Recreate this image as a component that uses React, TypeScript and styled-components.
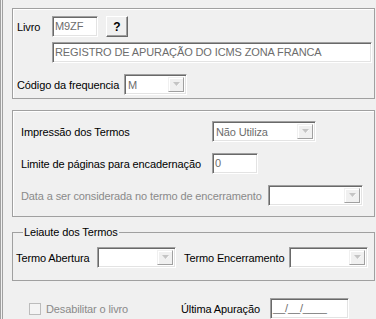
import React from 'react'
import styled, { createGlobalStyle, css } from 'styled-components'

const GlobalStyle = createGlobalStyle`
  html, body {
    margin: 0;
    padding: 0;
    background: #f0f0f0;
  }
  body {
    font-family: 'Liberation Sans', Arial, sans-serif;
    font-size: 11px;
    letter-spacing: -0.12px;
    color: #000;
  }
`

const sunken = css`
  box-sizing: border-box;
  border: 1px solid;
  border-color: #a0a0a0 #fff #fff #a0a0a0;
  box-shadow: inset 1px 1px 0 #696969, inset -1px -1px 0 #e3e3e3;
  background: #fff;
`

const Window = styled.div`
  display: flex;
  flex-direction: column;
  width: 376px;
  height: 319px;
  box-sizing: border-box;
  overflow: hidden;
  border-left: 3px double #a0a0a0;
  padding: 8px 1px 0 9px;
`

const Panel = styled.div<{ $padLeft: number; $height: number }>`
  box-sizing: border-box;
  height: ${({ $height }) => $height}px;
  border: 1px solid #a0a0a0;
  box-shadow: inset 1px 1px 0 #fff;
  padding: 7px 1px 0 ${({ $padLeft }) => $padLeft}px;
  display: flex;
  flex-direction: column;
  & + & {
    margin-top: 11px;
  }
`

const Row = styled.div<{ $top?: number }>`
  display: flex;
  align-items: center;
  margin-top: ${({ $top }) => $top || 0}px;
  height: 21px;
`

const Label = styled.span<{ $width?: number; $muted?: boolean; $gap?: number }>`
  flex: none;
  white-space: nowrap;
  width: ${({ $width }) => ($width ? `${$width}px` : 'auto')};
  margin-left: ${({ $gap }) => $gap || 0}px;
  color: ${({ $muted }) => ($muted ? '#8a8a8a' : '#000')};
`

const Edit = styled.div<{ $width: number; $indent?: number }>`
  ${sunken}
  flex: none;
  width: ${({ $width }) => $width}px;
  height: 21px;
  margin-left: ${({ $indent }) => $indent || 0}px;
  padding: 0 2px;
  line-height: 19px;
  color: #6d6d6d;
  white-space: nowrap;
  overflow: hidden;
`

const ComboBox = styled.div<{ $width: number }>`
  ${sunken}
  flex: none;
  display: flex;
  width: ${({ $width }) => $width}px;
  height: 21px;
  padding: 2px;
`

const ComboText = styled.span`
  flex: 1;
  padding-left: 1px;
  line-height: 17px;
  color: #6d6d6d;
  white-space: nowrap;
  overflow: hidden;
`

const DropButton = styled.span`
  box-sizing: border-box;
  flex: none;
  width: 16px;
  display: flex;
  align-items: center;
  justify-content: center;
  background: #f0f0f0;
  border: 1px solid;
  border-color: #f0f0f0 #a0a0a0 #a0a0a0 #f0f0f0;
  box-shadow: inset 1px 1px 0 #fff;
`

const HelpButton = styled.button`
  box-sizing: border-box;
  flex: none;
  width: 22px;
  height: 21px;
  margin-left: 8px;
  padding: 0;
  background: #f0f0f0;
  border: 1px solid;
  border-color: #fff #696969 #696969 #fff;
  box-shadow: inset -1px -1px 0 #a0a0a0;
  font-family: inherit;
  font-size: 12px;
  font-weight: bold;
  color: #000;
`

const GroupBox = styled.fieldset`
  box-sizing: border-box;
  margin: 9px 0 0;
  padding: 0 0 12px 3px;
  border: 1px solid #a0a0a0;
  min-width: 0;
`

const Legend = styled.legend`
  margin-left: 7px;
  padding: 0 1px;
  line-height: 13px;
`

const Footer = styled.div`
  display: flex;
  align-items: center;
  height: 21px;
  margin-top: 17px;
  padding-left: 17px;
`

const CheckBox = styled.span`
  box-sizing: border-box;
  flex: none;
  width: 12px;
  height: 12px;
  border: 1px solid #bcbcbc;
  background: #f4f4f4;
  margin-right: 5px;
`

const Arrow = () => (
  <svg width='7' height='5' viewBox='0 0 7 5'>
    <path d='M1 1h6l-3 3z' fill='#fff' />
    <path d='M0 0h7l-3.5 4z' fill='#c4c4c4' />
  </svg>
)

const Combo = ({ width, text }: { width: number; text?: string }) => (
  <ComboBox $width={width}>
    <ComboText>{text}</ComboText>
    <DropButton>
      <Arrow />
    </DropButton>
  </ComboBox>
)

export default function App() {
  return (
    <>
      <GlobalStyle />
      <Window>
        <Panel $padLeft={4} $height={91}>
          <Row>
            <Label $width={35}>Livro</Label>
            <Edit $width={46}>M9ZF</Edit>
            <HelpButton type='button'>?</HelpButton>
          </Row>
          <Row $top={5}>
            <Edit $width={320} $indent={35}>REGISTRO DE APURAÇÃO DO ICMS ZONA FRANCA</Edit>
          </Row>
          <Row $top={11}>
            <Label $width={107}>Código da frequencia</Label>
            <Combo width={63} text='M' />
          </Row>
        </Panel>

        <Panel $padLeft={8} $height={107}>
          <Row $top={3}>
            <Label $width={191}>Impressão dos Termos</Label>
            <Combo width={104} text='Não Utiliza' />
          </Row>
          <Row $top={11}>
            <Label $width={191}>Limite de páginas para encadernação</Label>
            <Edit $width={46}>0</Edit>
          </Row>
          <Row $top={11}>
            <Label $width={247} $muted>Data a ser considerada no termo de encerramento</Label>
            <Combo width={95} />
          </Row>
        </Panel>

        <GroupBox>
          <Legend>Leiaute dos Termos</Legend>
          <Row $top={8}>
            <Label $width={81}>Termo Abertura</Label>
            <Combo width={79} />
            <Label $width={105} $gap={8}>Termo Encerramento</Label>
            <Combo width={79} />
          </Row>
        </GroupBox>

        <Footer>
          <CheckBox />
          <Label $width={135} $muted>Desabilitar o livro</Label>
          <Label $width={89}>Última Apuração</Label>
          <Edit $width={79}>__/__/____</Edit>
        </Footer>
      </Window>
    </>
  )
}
§ §
=== TASK REQUIREMENTS ===
Restate the whole listing above exactly, except for its images.

=== ANSWER FOR THIS EXERCISE ===
Recreate this image as a component that uses React, TypeScript and styled-components.
import React from 'react'
import styled, { createGlobalStyle, css } from 'styled-components'

const GlobalStyle = createGlobalStyle`
  html, body {
    margin: 0;
    padding: 0;
    background: #f0f0f0;
  }
  body {
    font-family: 'Liberation Sans', Arial, sans-serif;
    font-size: 11px;
    letter-spacing: -0.12px;
    color: #000;
  }
`

const sunken = css`
  box-sizing: border-box;
  border: 1px solid;
  border-color: #a0a0a0 #fff #fff #a0a0a0;
  box-shadow: inset 1px 1px 0 #696969, inset -1px -1px 0 #e3e3e3;
  background: #fff;
`

const Window = styled.div`
  display: flex;
  flex-direction: column;
  width: 376px;
  height: 319px;
  box-sizing: border-box;
  overflow: hidden;
  border-left: 3px double #a0a0a0;
  padding: 8px 1px 0 9px;
`

const Panel = styled.div<{ $padLeft: number; $height: number }>`
  box-sizing: border-box;
  height: ${({ $height }) => $height}px;
  border: 1px solid #a0a0a0;
  box-shadow: inset 1px 1px 0 #fff;
  padding: 7px 1px 0 ${({ $padLeft }) => $padLeft}px;
  display: flex;
  flex-direction: column;
  & + & {
    margin-top: 11px;
  }
`

const Row = styled.div<{ $top?: number }>`
  display: flex;
  align-items: center;
  margin-top: ${({ $top }) => $top || 0}px;
  height: 21px;
`

const Label = styled.span<{ $width?: number; $muted?: boolean; $gap?: number }>`
  flex: none;
  white-space: nowrap;
  width: ${({ $width }) => ($width ? `${$width}px` : 'auto')};
  margin-left: ${({ $gap }) => $gap || 0}px;
  color: ${({ $muted }) => ($muted ? '#8a8a8a' : '#000')};
`

const Edit = styled.div<{ $width: number; $indent?: number }>`
  ${sunken}
  flex: none;
  width: ${({ $width }) => $width}px;
  height: 21px;
  margin-left: ${({ $indent }) => $indent || 0}px;
  padding: 0 2px;
  line-height: 19px;
  color: #6d6d6d;
  white-space: nowrap;
  overflow: hidden;
`

const ComboBox = styled.div<{ $width: number }>`
  ${sunken}
  flex: none;
  display: flex;
  width: ${({ $width }) => $width}px;
  height: 21px;
  padding: 2px;
`

const ComboText = styled.span`
  flex: 1;
  padding-left: 1px;
  line-height: 17px;
  color: #6d6d6d;
  white-space: nowrap;
  overflow: hidden;
`

const DropButton = styled.span`
  box-sizing: border-box;
  flex: none;
  width: 16px;
  display: flex;
  align-items: center;
  justify-content: center;
  background: #f0f0f0;
  border: 1px solid;
  border-color: #f0f0f0 #a0a0a0 #a0a0a0 #f0f0f0;
  box-shadow: inset 1px 1px 0 #fff;
`

const HelpButton = styled.button`
  box-sizing: border-box;
  flex: none;
  width: 22px;
  height: 21px;
  margin-left: 8px;
  padding: 0;
  background: #f0f0f0;
  border: 1px solid;
  border-color: #fff #696969 #696969 #fff;
  box-shadow: inset -1px -1px 0 #a0a0a0;
  font-family: inherit;
  font-size: 12px;
  font-weight: bold;
  color: #000;
`

const GroupBox = styled.fieldset`
  box-sizing: border-box;
  margin: 9px 0 0;
  padding: 0 0 12px 3px;
  border: 1px solid #a0a0a0;
  min-width: 0;
`

const Legend = styled.legend`
  margin-left: 7px;
  padding: 0 1px;
  line-height: 13px;
`

const Footer = styled.div`
  display: flex;
  align-items: center;
  height: 21px;
  margin-top: 17px;
  padding-left: 17px;
`

const CheckBox = styled.span`
  box-sizing: border-box;
  flex: none;
  width: 12px;
  height: 12px;
  border: 1px solid #bcbcbc;
  background: #f4f4f4;
  margin-right: 5px;
`

const Arrow = () => (
  <svg width='7' height='5' viewBox='0 0 7 5'>
    <path d='M1 1h6l-3 3z' fill='#fff' />
    <path d='M0 0h7l-3.5 4z' fill='#c4c4c4' />
  </svg>
)

const Combo = ({ width, text }: { width: number; text?: string }) => (
  <ComboBox $width={width}>
    <ComboText>{text}</ComboText>
    <DropButton>
      <Arrow />
    </DropButton>
  </ComboBox>
)

export default function App() {
  return (
    <>
      <GlobalStyle />
      <Window>
        <Panel $padLeft={4} $height={91}>
          <Row>
            <Label $width={35}>Livro</Label>
            <Edit $width={46}>M9ZF</Edit>
            <HelpButton type='button'>?</HelpButton>
          </Row>
          <Row $top={5}>
            <Edit $width={320} $indent={35}>REGISTRO DE APURAÇÃO DO ICMS ZONA FRANCA</Edit>
          </Row>
          <Row $top={11}>
            <Label $width={107}>Código da frequencia</Label>
            <Combo width={63} text='M' />
          </Row>
        </Panel>

        <Panel $padLeft={8} $height={107}>
          <Row $top={3}>
            <Label $width={191}>Impressão dos Termos</Label>
            <Combo width={104} text='Não Utiliza' />
          </Row>
          <Row $top={11}>
            <Label $width={191}>Limite de páginas para encadernação</Label>
            <Edit $width={46}>0</Edit>
          </Row>
          <Row $top={11}>
            <Label $width={247} $muted>Data a ser considerada no termo de encerramento</Label>
            <Combo width={95} />
          </Row>
        </Panel>

        <GroupBox>
          <Legend>Leiaute dos Termos</Legend>
          <Row $top={8}>
            <Label $width={81}>Termo Abertura</Label>
            <Combo width={79} />
            <Label $width={105} $gap={8}>Termo Encerramento</Label>
            <Combo width={79} />
          </Row>
        </GroupBox>

        <Footer>
          <CheckBox />
          <Label $width={135} $muted>Desabilitar o livro</Label>
          <Label $width={89}>Última Apuração</Label>
          <Edit $width={79}>__/__/____</Edit>
        </Footer>
      </Window>
    </>
  )
}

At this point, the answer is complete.